かもめ 公演情報 かもめ」の観てきた!クチコミ一覧

満足度の平均 4.5
1-4件 / 4件中
  • 実演鑑賞

    満足度★★★★

    実力ある俳優陣の優秀でオーソドックスな演技で安心して鑑賞できる。衣装はいささか違和感があるが、細かいところは気にしないほうがいいのだろう。生演奏が良い具合に視聴空間を埋める。本作品のクライマックス、ニーナがトレープレフに再会するシーンは、ふたりの内面を照らし出すかのような蝋燭ランプの明かりが効果的で印象に残る。

  • 実演鑑賞

    満足度★★★★★

     長尺ものの脚本を用いている為、短いヴァージョンに比べチェーホフの作品の持つ奥深さ、繊細性、先進性と往時のロシア社会とのギャップとがより明確に出而も痛切に観客の魂に刺さる。流石に新人会の公演。東京演劇アンサンブルの志賀さんの演出、新人会役者陣の上手さも光る。華5つ☆(追記後送)

  • 実演鑑賞

    満足度★★★★★

    さすがです。贅沢で重厚な時間。しっかりとした演技力と普遍的なストーリー。血の通った人間の感情を表現する際のお手本みたいな舞台でした。

    ネタバレBOX

    チェロとクラリネットの音が所々に効いています。生演奏は良いですね。
  • 実演鑑賞

    満足度★★★★

    面白い、お薦め。
    何度か観たことがある戯曲だが、とても分かり易い舞台として楽しめる。作中の人物像がしっかり立ち上がり、日常生活における会話や人間模様の織りなす関係が だんだんと盛り上がっていく。戯曲の持つ 力 もあろうが、四幕を実に巧みな手法で紡いでいく。戯曲の力、演出の技、演技の思いが調和した好公演。
    (上演時間2時間10分 休憩なし)

    ネタバレBOX

    舞台上の上手に客席を設えた 変形2面客席。舞台美術は 上手奥に階段、下手は、冒頭 幕が下りていて奥が見えない。登場人物の1人 トレープレフが、自作を家庭劇として上演するため仮設舞台を設えているため。床は 継ぎ接ぎ絨毯に椅子が無造作に置かれている。下手客席寄りに演奏スペース。演奏は星 衛さんでチェロや横笛の生演奏。
    シンプルな舞台美術だが、暗幕へのプロジェクションマッピングで光景を立体的に映し、生演奏で情感豊かに紡ぐ。幕が揺れると水の揺らめきのようだ。四幕ものだが、一瞬にして場景が変わりテンポよく展開していく。勿論、場景に応じて小道具の搬入/搬出や衣裳替えをする。ラストは ランプの灯りが情緒的で印象に残る。

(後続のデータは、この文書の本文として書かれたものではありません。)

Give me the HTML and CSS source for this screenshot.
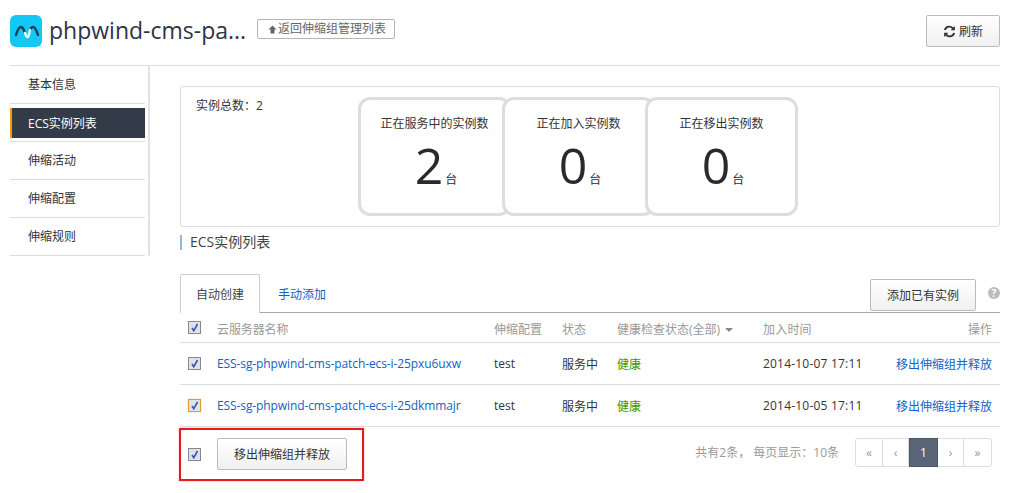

    物語は、女優 アルカージナの息子トレープレフが従来の(古い)芸術を革新する作家を目指し、日々思い悩む。また女優になることを夢見て人気作家トリゴーリンに思いを寄せる娘ニーナ。閉塞した状況、その出口が見い出せない絶望と憂鬱が作家志望のトレープレフと女優を志し挫折したニーナを通して描かれる。若者2人のすれ違う愛は、この時代の変わり目に痛み悶えながらも希望の煌めきを放つ。ニーナだけは客席通路を使い、別場所(外の世界)や閉塞状況からの脱出を試みる、そんな暗示を感じる。

    チェーホフ戯曲の特長とでもいう静劇、静かな湖畔に建つ家で猟銃の音が鳴り響く。そのラストシーンに向かって だんだんと迫力と緊張感を増していく。とても雰囲気のある場景の中で繰り広げられる会話、その間(ま)が絶妙で生き活きとした人間の語らいがある。工夫し計算されつくしたような会話は、作者 チェーホフの人生観を垣間見るようだ。それを抒情豊かにしているのが生演奏、それを感情的な表現とすれば、効果音---例えば暴風雨などは物理的に聞かせる巧さ。さまざまな演出上の工夫や技巧が駆使されている。

    ラスト---トレープレフは、これから向かうべき道が見い出せず、夢とイメージの混沌とした中を さ迷っている。信念もなければ使命も解っていない。一方 ニーナは、絶望し挫折しながら、自分がどうすれば良いのか知っている。女優という仕事で大切なのは、かつて夢見た晴れがましい名声・栄誉ではなく<忍耐力>だと…。
    ニーナの言葉は 現代人へのメッセージ…世界のどこかで起きている戦争や紛争下にいる人たちへの希望(一刻も早い解決)に繋がるような。
    次回公演も楽しみにしております。